Le végétal a le vent en poupe. Oui, mais sous quelles formes et pour quels usages ? Demain, quelle sera sa place dans notre quotidien ? Quelles sont les attentes de la société et les espoirs portés ? Les réponses d’un expert en la matière, Christian Huyghe.

Christian Huyghe
Directeur scientifique Agriculture de l’Institut national de la recherche agronomique (Inra)

La première édition de Plant Event (1), dont le Gnis est partenaire, a placé l’humain au coeur du végétal de demain. Y a-t-il urgence d’une réflexion collective ?

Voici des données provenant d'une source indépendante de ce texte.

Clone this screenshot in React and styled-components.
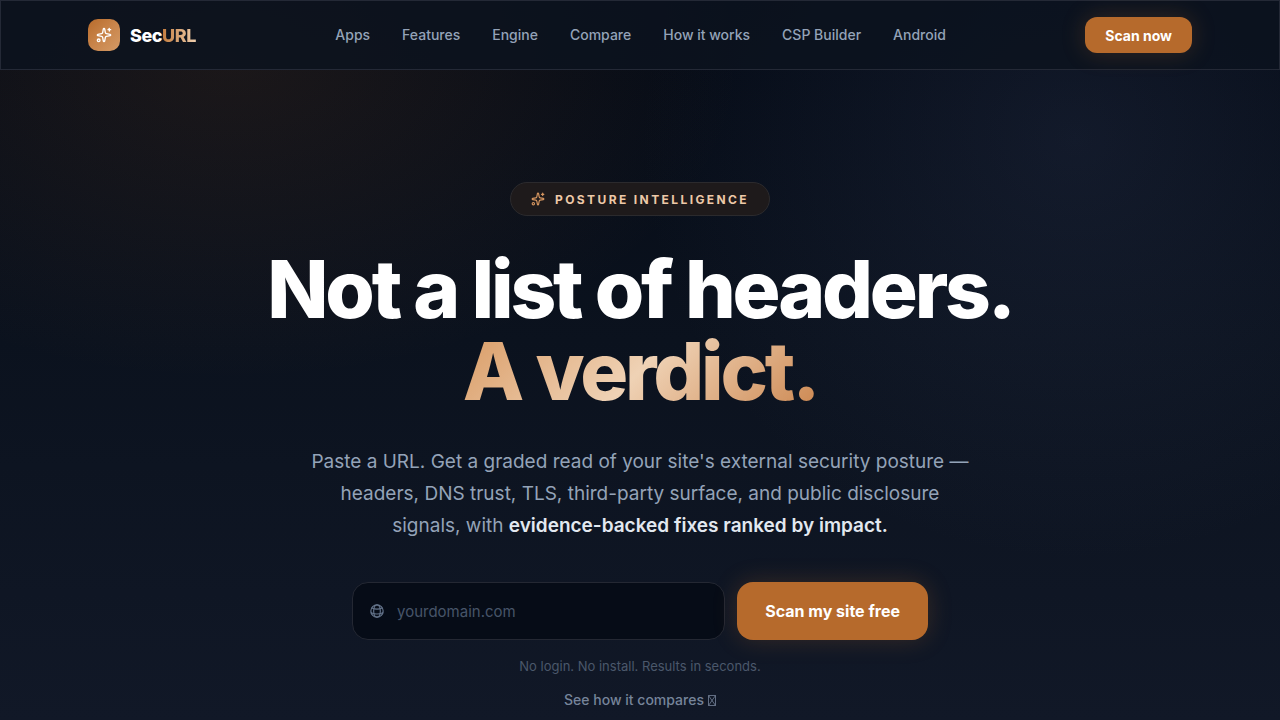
import React from 'react';
import styled, { createGlobalStyle } from 'styled-components';
import { Sparkles } from 'lucide-react';

const GlobalStyle = createGlobalStyle`
  *, *::before, *::after { box-sizing: border-box; }
  body {
    margin: 0;
    background: #101726;
    color: #fff;
    font-family: Inter, "Liberation Sans", sans-serif;
    -webkit-font-smoothing: antialiased;
  }
  button, input { font: inherit; }
  a { color: inherit; text-decoration: none; }
`;

const Page = styled.div`
  min-height: 100vh;
  overflow: hidden;
  background:
    radial-gradient(ellipse 40% 320px at 18% 60px, rgba(184, 107, 43, 0.12), transparent 100%),
    radial-gradient(ellipse 34% 420px at 84% 140px, rgba(72, 84, 124, 0.18), transparent 100%),
    linear-gradient(180deg, #040a15 0, #0b121e 340px, #111827 720px);
`;

const Header = styled.header`
  border: 1px solid #242936;
  background: rgba(12, 19, 31, 0.85);
`;

const HeaderInner = styled.div`
  display: flex;
  align-items: center;
  justify-content: space-between;
  max-width: 1152px;
  height: 68px;
  margin: 0 auto;
  padding: 0 24px;
`;

const Brand = styled.a`
  display: flex;
  align-items: center;
  gap: 10px;
  font-size: 18px;
  font-weight: 800;
  letter-spacing: -0.025em;
`;

const BrandMark = styled.span`
  display: grid;
  place-items: center;
  width: 32px;
  height: 32px;
  border-radius: 10px;
  background: linear-gradient(135deg, #b86b2b, #c9854b 50%, #d49a66);
`;

const BrandAccent = styled.span`
  background: linear-gradient(90deg, #c37c3e, #efcfae);
  background-clip: text;
  color: transparent;
`;

const Nav = styled.nav`
  display: flex;
  gap: 32px;
  color: #94a3b8;
  font-size: 14px;
  font-weight: 500;
  line-height: 20px;
`;

const ActionButton = styled.button`
  flex: none;
  height: ${({ $large }) => ($large ? 58 : 36)}px;
  padding: 0 ${({ $large }) => ($large ? 28 : 20)}px;
  border: 0;
  border-radius: ${({ $large }) => ($large ? 16 : 12)}px;
  background: #b66a2c;
  color: #fff;
  font-size: ${({ $large }) => ($large ? 16 : 14)}px;
  font-weight: 700;
  box-shadow: 0 0 24px rgba(184, 107, 43, 0.24);
  cursor: pointer;
`;

const Hero = styled.main`
  display: flex;
  flex-direction: column;
  align-items: center;
  padding: 112px 24px 0;
  text-align: center;
`;

const Pill = styled.div`
  display: flex;
  align-items: center;
  gap: 10px;
  height: 34px;
  padding: 0 20px;
  border: 1px solid #2b2a2d;
  border-radius: 17px;
  background: #1e1a1b;
  color: #edc9a8;
  font-size: 12px;
  font-weight: 700;
  letter-spacing: 0.2em;
  svg { color: #d69660; }
`;

const Title = styled.h1`
  margin: 32px 0 0;
  font-size: 80px;
  font-weight: 800;
  line-height: 82px;
  letter-spacing: -0.04em;
`;

const Verdict = styled.span`
  display: table;
  margin: 0 auto;
  background: linear-gradient(135deg, #d99b65, #efd2b5 50%, #cc8750);
  background-clip: text;
  color: transparent;
`;

const Lead = styled.p`
  max-width: 668px;
  margin: 34px 0 0;
  color: #94a3b8;
  font-size: 19px;
  line-height: 32px;
  strong { color: #e2e8f0; font-weight: 600; }
`;

const ScanForm = styled.form`
  display: flex;
  gap: 12px;
  width: 100%;
  max-width: 576px;
  margin-top: 40px;
`;

const Field = styled.label`
  display: flex;
  flex: 1;
  align-items: center;
  gap: 12px;
  min-width: 0;
  height: 58px;
  padding: 0 16px;
  border: 1px solid #242833;
  border-radius: 16px;
  background: #060c17;
  color: #64748b;
`;

const DomainInput = styled.input`
  flex: 1;
  min-width: 0;
  padding: 0;
  border: 0;
  outline: 0;
  background: transparent;
  color: #fff;
  font-size: 15px;
  &::placeholder { color: #475569; opacity: 1; }
`;

const Note = styled.p`
  margin: 16px 0 0;
  color: #4b586b;
  font-size: 13px;
  line-height: 20px;
`;

const CompareLink = styled.a`
  display: flex;
  align-items: center;
  gap: 4px;
  margin-top: 14px;
  padding-bottom: 10px;
  color: #76849a;
  font-size: 14px;
  font-weight: 500;
  line-height: 20px;
`;

const links = ['Apps', 'Features', 'Engine', 'Compare', 'How it works', 'CSP Builder', 'Android'];

function Globe() {
  return (
    <svg width="16" height="16" viewBox="0 0 24 24" fill="none" stroke="currentColor" strokeWidth="1.75" strokeLinecap="round" strokeLinejoin="round" aria-hidden="true">
      <circle cx="12" cy="12" r="9.25" />
      <ellipse cx="12" cy="12" rx="5" ry="9.25" />
      <path d="M4.500 7.500c2.200 1.200 4.700 1.800 7.500 1.800s5.300-.6 7.500-1.800M3.200 14.500c2.600 1.300 5.500 2 8.800 2s6.200-.7 8.800-2" />
    </svg>
  );
}

function CrossedBox() {
  return (
    <svg width="8" height="12" viewBox="0 0 8 12" fill="none" stroke="currentColor" strokeWidth="0.8" aria-hidden="true">
      <path d="M.5 1.5h7v10h-7zM.5 1.5l7 10M7.5 1.5l-7 10" />
    </svg>
  );
}

export default function App() {
  return (
    <Page>
      <GlobalStyle />
      <Header>
        <HeaderInner>
          <Brand href="#">
            <BrandMark><Sparkles size={16} /></BrandMark>
            <span>Sec<BrandAccent>URL</BrandAccent></span>
          </Brand>
          <Nav>
            {links.map((label) => <a href="#" key={label}>{label}</a>)}
          </Nav>
          <ActionButton type="button">Scan now</ActionButton>
        </HeaderInner>
      </Header>
      <Hero>
        <Pill><Sparkles size={14} />POSTURE INTELLIGENCE</Pill>
        <Title>Not a list of headers.<Verdict>A verdict.</Verdict></Title>
        <Lead>
          Paste a URL. Get a graded read of your site's external security posture — headers, DNS trust, TLS, third-party surface, and public disclosure signals, with <strong>evidence-backed fixes ranked by impact.</strong>
        </Lead>
        <ScanForm onSubmit={(event) => event.preventDefault()}>
          <Field>
            <Globe />
            <DomainInput type="text" placeholder="yourdomain.com" aria-label="Your domain" />
          </Field>
          <ActionButton type="submit" $large>Scan my site free</ActionButton>
        </ScanForm>
        <Note>No login. No install. Results in seconds.</Note>
        <CompareLink href="#">See how it compares <CrossedBox /></CompareLink>
      </Hero>
    </Page>
  );
}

Oui et pour trois raisons. D’abord, parce que le moteur du changement en matière de production végétale et animale est désormais le consommateur. Citoyen, actif, urbain… quelle sera sa demande végétale ? Quelle offre alimentaire lui fera-t-on ? Ensuite, parce que ce consommateur fait pression sur les modes de production en matière de pesticides ou pour le bienêtre animal… Enfin, s’ajoute le fossé entre la réalité de la production agricole et la représentation que le consommateur s’en fait. Tous les acteurs doivent réfléchir sur ce sujet.

Quels nouveaux usages des végétaux fera-t-on demain ?

Nous aurons certainement une consommation accrue de protéines végétales transformées industriellement, ce qui nécessitera davantage de surfaces consacrées à ces cultures. La règle ne sera plus la production de monoculture, mais de couverts construits autour des principes de l’agro-écologie, à l’instar des couverts céréales-protéagineux. Enfin, les durées de mise en culture seront modifiées, avec la prise en compte de cultures intermédiaires (lire article ci-contre) notamment. Le pourtour des parcelles sera également rendu vivant. Il s’agit de repenser tout l’écosystème afin qu’il soit productif et qu’il s’autorégule grâce aux interactions entre tous les organismes vivants qui le compose.

La recherche joue un rôle central. Mais n’est-elle pas freinée ?

Sans règles, il n’y a pas d’innovation. A titre d’exemple, l’inscription obligatoire des variétés, gérée par le ministère de l’Agriculture et de l’Alimentation, au catalogue officiel, ainsi que le contrôle et la certification des semences et plants, sont essentiels pour faire progresser la recherche au bénéfice des utilisateurs. La recherche agit sur différents leviers, depuis la découverte de nouvelles espèces végétales jusqu’à l’amélioration de la qualité des sols. La question des NBT (2) est un aspect important de la production végétale à moyen et long termes – et l’Inra l’a clairement dit –, mais il n’est pas le seul. Et sa réglementation ne doit pas laisser croire que la recherche végétale serait bridée.

Quelle est la position de la France en matière de recherche et de production agronomique ?

Nos centres techniques et instituts de recherche, ainsi que notre secteur industriel, notamment dans le domaine de la génétique, font l’admiration de tous. Il faut arrêter le défaitisme. Nous sommes le premier exportateur mondial de semences. Beaucoup de pays envient notre recherche appliquée et notre développement agricole. Notre responsabilité collective est d’imaginer les productions végétales, mais aussi animales, de demain.

(1) Ce nouvel événement prospectif consacré à l’avenir du végétal s’est tenu à Angers les 7 et 8 novembre 2018.
(2) New Breeding Techniques : ensemble de techniques d’édition génomique employées dans Le domaine de la sélection végétale pour développer de nouvelles variétés de plantes.